Directive: Skip all pictures, then print the remaining material exactly.

━━━━━ Source material ━━━━━

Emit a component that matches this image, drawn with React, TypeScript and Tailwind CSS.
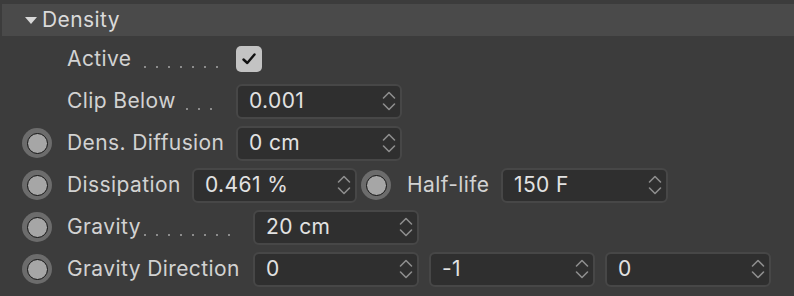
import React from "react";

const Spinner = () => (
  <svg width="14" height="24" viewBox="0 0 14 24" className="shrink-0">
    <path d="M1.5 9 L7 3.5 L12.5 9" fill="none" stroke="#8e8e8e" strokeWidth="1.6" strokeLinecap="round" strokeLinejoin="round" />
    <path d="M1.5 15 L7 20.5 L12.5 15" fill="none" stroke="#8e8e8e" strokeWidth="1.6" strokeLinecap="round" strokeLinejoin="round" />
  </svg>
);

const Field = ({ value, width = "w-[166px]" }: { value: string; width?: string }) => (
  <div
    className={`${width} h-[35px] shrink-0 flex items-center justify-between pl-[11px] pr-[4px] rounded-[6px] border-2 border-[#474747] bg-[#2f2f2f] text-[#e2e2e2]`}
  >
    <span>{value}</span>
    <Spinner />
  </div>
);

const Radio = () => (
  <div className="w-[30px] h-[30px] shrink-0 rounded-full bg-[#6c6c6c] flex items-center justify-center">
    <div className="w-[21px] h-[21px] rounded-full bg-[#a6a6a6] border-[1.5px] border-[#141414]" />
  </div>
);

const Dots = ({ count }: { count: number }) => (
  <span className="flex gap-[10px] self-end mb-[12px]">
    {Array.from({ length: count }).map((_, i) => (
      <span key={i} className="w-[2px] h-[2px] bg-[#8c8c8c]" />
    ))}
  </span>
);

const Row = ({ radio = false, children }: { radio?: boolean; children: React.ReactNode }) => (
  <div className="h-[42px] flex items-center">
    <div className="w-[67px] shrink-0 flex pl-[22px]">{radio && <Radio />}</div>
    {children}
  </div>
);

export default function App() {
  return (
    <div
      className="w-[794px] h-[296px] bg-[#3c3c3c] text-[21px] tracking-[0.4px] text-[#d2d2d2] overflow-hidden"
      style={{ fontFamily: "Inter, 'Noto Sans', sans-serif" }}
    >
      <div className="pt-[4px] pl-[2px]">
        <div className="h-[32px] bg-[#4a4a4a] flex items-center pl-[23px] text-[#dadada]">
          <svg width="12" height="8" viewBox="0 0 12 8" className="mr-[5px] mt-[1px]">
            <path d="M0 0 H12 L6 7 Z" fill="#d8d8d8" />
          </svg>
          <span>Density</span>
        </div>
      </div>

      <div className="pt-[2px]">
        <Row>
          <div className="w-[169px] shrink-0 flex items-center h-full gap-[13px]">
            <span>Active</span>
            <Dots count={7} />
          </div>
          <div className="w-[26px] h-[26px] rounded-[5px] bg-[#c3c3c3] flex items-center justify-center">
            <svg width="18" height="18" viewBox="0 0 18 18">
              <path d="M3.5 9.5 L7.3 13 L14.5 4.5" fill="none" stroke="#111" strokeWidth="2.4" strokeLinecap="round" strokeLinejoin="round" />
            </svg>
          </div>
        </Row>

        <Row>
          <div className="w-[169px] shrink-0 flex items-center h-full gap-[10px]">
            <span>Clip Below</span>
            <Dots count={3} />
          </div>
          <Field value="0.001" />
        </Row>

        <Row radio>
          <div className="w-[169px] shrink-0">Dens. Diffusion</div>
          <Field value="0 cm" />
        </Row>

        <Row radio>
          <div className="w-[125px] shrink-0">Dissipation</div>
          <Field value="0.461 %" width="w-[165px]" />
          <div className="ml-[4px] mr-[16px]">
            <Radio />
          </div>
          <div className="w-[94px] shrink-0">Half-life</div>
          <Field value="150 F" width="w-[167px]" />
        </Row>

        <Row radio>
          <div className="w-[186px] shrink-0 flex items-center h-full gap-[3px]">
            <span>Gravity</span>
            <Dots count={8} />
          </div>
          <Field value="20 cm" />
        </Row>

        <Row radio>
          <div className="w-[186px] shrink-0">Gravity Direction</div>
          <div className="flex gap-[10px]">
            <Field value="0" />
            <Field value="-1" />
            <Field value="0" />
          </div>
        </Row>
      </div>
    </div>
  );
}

━━━━━

Task solution:
Emit a component that matches this image, drawn with React, TypeScript and Tailwind CSS.
import React from "react";

const Spinner = () => (
  <svg width="14" height="24" viewBox="0 0 14 24" className="shrink-0">
    <path d="M1.5 9 L7 3.5 L12.5 9" fill="none" stroke="#8e8e8e" strokeWidth="1.6" strokeLinecap="round" strokeLinejoin="round" />
    <path d="M1.5 15 L7 20.5 L12.5 15" fill="none" stroke="#8e8e8e" strokeWidth="1.6" strokeLinecap="round" strokeLinejoin="round" />
  </svg>
);

const Field = ({ value, width = "w-[166px]" }: { value: string; width?: string }) => (
  <div
    className={`${width} h-[35px] shrink-0 flex items-center justify-between pl-[11px] pr-[4px] rounded-[6px] border-2 border-[#474747] bg-[#2f2f2f] text-[#e2e2e2]`}
  >
    <span>{value}</span>
    <Spinner />
  </div>
);

const Radio = () => (
  <div className="w-[30px] h-[30px] shrink-0 rounded-full bg-[#6c6c6c] flex items-center justify-center">
    <div className="w-[21px] h-[21px] rounded-full bg-[#a6a6a6] border-[1.5px] border-[#141414]" />
  </div>
);

const Dots = ({ count }: { count: number }) => (
  <span className="flex gap-[10px] self-end mb-[12px]">
    {Array.from({ length: count }).map((_, i) => (
      <span key={i} className="w-[2px] h-[2px] bg-[#8c8c8c]" />
    ))}
  </span>
);

const Row = ({ radio = false, children }: { radio?: boolean; children: React.ReactNode }) => (
  <div className="h-[42px] flex items-center">
    <div className="w-[67px] shrink-0 flex pl-[22px]">{radio && <Radio />}</div>
    {children}
  </div>
);

export default function App() {
  return (
    <div
      className="w-[794px] h-[296px] bg-[#3c3c3c] text-[21px] tracking-[0.4px] text-[#d2d2d2] overflow-hidden"
      style={{ fontFamily: "Inter, 'Noto Sans', sans-serif" }}
    >
      <div className="pt-[4px] pl-[2px]">
        <div className="h-[32px] bg-[#4a4a4a] flex items-center pl-[23px] text-[#dadada]">
          <svg width="12" height="8" viewBox="0 0 12 8" className="mr-[5px] mt-[1px]">
            <path d="M0 0 H12 L6 7 Z" fill="#d8d8d8" />
          </svg>
          <span>Density</span>
        </div>
      </div>

      <div className="pt-[2px]">
        <Row>
          <div className="w-[169px] shrink-0 flex items-center h-full gap-[13px]">
            <span>Active</span>
            <Dots count={7} />
          </div>
          <div className="w-[26px] h-[26px] rounded-[5px] bg-[#c3c3c3] flex items-center justify-center">
            <svg width="18" height="18" viewBox="0 0 18 18">
              <path d="M3.5 9.5 L7.3 13 L14.5 4.5" fill="none" stroke="#111" strokeWidth="2.4" strokeLinecap="round" strokeLinejoin="round" />
            </svg>
          </div>
        </Row>

        <Row>
          <div className="w-[169px] shrink-0 flex items-center h-full gap-[10px]">
            <span>Clip Below</span>
            <Dots count={3} />
          </div>
          <Field value="0.001" />
        </Row>

        <Row radio>
          <div className="w-[169px] shrink-0">Dens. Diffusion</div>
          <Field value="0 cm" />
        </Row>

        <Row radio>
          <div className="w-[125px] shrink-0">Dissipation</div>
          <Field value="0.461 %" width="w-[165px]" />
          <div className="ml-[4px] mr-[16px]">
            <Radio />
          </div>
          <div className="w-[94px] shrink-0">Half-life</div>
          <Field value="150 F" width="w-[167px]" />
        </Row>

        <Row radio>
          <div className="w-[186px] shrink-0 flex items-center h-full gap-[3px]">
            <span>Gravity</span>
            <Dots count={8} />
          </div>
          <Field value="20 cm" />
        </Row>

        <Row radio>
          <div className="w-[186px] shrink-0">Gravity Direction</div>
          <div className="flex gap-[10px]">
            <Field value="0" />
            <Field value="-1" />
            <Field value="0" />
          </div>
        </Row>
      </div>
    </div>
  );
}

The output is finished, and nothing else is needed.